YOUR INSTRUCTIONS = Reproduce the listing below without changes, except that pictures are left out.
═══ DATA SHOWN
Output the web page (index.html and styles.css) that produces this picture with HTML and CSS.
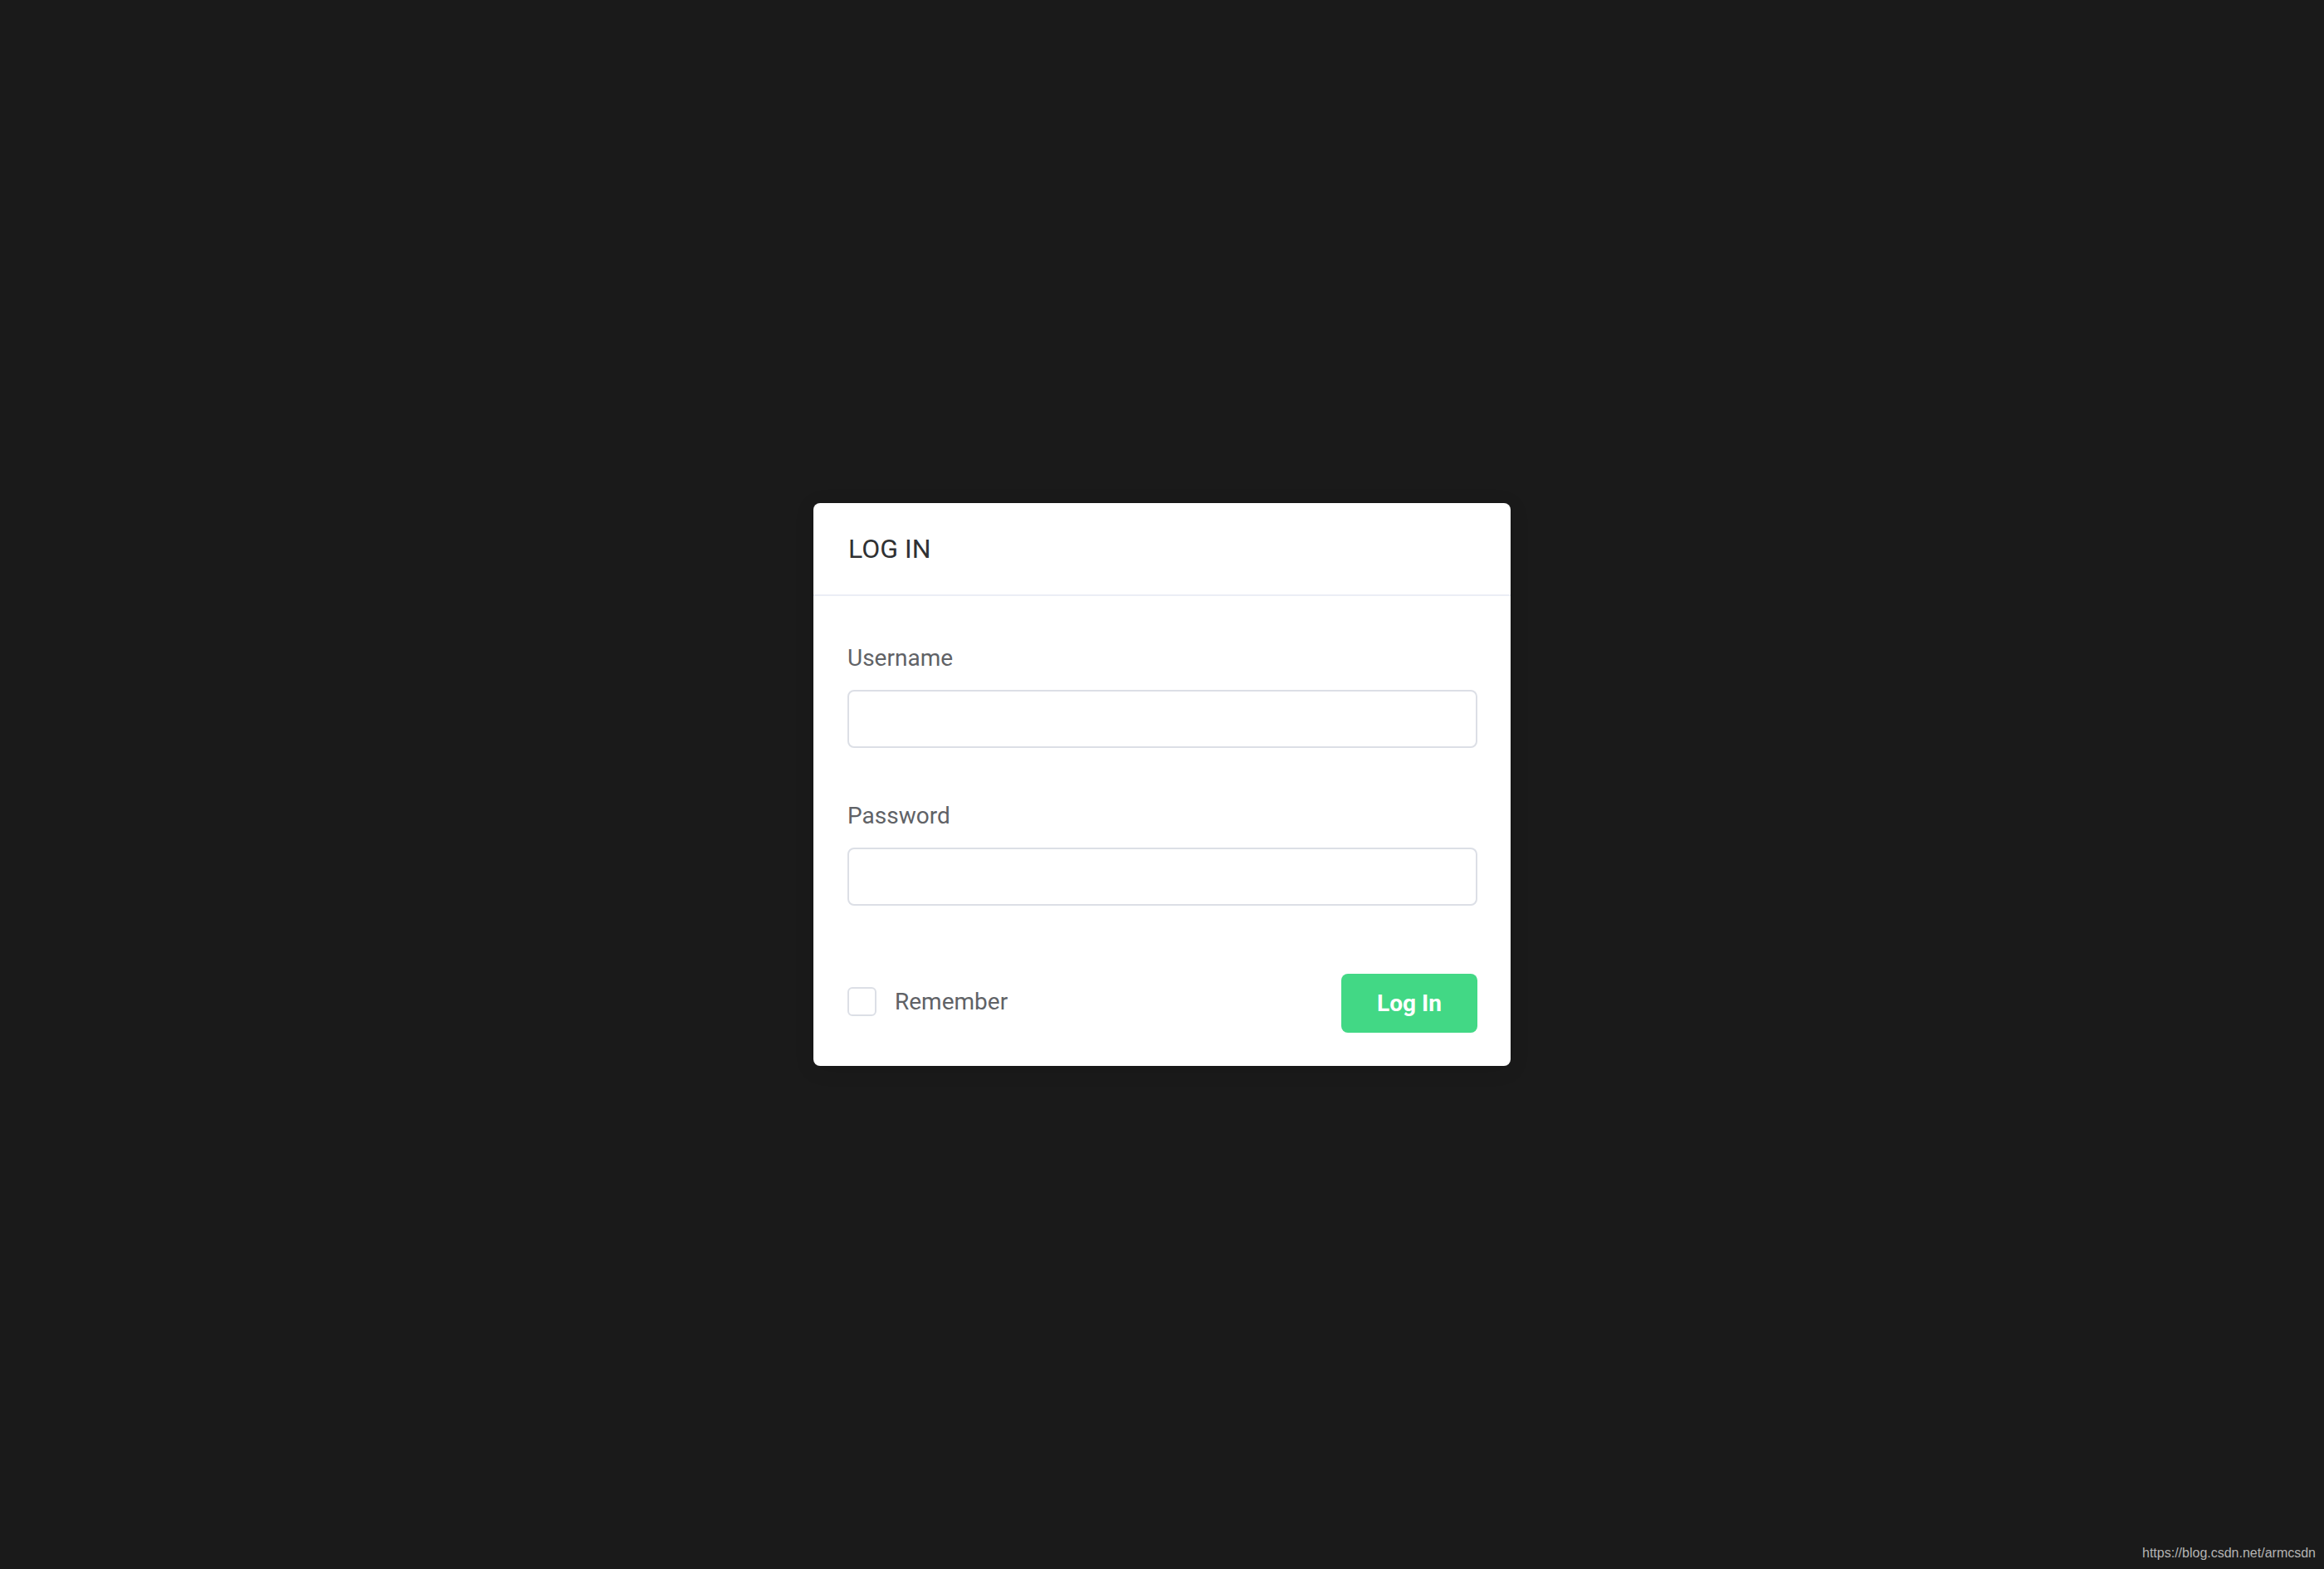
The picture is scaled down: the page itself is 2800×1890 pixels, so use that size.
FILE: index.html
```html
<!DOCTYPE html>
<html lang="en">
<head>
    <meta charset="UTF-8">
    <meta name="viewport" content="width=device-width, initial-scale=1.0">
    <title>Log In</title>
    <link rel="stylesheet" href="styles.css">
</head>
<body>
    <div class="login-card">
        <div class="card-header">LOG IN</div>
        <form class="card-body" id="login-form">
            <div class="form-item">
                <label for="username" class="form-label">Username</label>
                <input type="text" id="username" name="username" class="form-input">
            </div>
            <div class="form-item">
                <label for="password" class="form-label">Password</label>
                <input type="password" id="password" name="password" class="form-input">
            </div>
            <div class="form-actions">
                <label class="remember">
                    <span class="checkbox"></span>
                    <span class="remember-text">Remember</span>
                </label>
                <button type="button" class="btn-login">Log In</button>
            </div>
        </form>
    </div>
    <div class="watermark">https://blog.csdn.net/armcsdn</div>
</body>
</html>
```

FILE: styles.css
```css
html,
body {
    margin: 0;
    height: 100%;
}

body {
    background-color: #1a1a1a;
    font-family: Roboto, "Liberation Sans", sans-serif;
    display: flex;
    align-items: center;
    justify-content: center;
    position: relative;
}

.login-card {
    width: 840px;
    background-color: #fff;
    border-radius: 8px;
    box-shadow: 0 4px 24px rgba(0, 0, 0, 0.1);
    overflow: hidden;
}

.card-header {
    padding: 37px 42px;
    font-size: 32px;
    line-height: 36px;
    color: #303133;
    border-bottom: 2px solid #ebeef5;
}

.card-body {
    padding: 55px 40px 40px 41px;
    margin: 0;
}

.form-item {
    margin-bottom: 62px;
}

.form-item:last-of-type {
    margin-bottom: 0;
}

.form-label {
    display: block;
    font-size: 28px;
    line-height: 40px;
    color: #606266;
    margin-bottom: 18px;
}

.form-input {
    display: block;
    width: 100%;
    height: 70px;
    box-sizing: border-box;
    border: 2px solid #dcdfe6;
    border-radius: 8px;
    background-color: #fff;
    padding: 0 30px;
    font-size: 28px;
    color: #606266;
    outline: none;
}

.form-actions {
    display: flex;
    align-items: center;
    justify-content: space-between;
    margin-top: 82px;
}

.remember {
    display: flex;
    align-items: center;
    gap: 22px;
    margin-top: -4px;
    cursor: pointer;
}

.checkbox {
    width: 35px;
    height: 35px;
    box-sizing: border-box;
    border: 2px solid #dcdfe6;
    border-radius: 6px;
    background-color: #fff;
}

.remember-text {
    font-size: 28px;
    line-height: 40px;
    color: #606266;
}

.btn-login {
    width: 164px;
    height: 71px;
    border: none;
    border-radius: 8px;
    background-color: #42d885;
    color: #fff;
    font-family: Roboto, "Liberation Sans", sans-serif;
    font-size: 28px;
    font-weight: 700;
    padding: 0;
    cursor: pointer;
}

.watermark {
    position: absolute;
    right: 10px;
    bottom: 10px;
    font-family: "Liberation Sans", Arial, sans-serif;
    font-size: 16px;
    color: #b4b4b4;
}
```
══════
EXERCISE OUTPUT =
Output the web page (index.html and styles.css) that produces this picture with HTML and CSS.
The picture is scaled down: the page itself is 2800×1890 pixels, so use that size.
FILE: index.html
```html
<!DOCTYPE html>
<html lang="en">
<head>
    <meta charset="UTF-8">
    <meta name="viewport" content="width=device-width, initial-scale=1.0">
    <title>Log In</title>
    <link rel="stylesheet" href="styles.css">
</head>
<body>
    <div class="login-card">
        <div class="card-header">LOG IN</div>
        <form class="card-body" id="login-form">
            <div class="form-item">
                <label for="username" class="form-label">Username</label>
                <input type="text" id="username" name="username" class="form-input">
            </div>
            <div class="form-item">
                <label for="password" class="form-label">Password</label>
                <input type="password" id="password" name="password" class="form-input">
            </div>
            <div class="form-actions">
                <label class="remember">
                    <span class="checkbox"></span>
                    <span class="remember-text">Remember</span>
                </label>
                <button type="button" class="btn-login">Log In</button>
            </div>
        </form>
    </div>
    <div class="watermark">https://blog.csdn.net/armcsdn</div>
</body>
</html>
```

FILE: styles.css
```css
html,
body {
    margin: 0;
    height: 100%;
}

body {
    background-color: #1a1a1a;
    font-family: Roboto, "Liberation Sans", sans-serif;
    display: flex;
    align-items: center;
    justify-content: center;
    position: relative;
}

.login-card {
    width: 840px;
    background-color: #fff;
    border-radius: 8px;
    box-shadow: 0 4px 24px rgba(0, 0, 0, 0.1);
    overflow: hidden;
}

.card-header {
    padding: 37px 42px;
    font-size: 32px;
    line-height: 36px;
    color: #303133;
    border-bottom: 2px solid #ebeef5;
}

.card-body {
    padding: 55px 40px 40px 41px;
    margin: 0;
}

.form-item {
    margin-bottom: 62px;
}

.form-item:last-of-type {
    margin-bottom: 0;
}

.form-label {
    display: block;
    font-size: 28px;
    line-height: 40px;
    color: #606266;
    margin-bottom: 18px;
}

.form-input {
    display: block;
    width: 100%;
    height: 70px;
    box-sizing: border-box;
    border: 2px solid #dcdfe6;
    border-radius: 8px;
    background-color: #fff;
    padding: 0 30px;
    font-size: 28px;
    color: #606266;
    outline: none;
}

.form-actions {
    display: flex;
    align-items: center;
    justify-content: space-between;
    margin-top: 82px;
}

.remember {
    display: flex;
    align-items: center;
    gap: 22px;
    margin-top: -4px;
    cursor: pointer;
}

.checkbox {
    width: 35px;
    height: 35px;
    box-sizing: border-box;
    border: 2px solid #dcdfe6;
    border-radius: 6px;
    background-color: #fff;
}

.remember-text {
    font-size: 28px;
    line-height: 40px;
    color: #606266;
}

.btn-login {
    width: 164px;
    height: 71px;
    border: none;
    border-radius: 8px;
    background-color: #42d885;
    color: #fff;
    font-family: Roboto, "Liberation Sans", sans-serif;
    font-size: 28px;
    font-weight: 700;
    padding: 0;
    cursor: pointer;
}

.watermark {
    position: absolute;
    right: 10px;
    bottom: 10px;
    font-family: "Liberation Sans", Arial, sans-serif;
    font-size: 16px;
    color: #b4b4b4;
}
```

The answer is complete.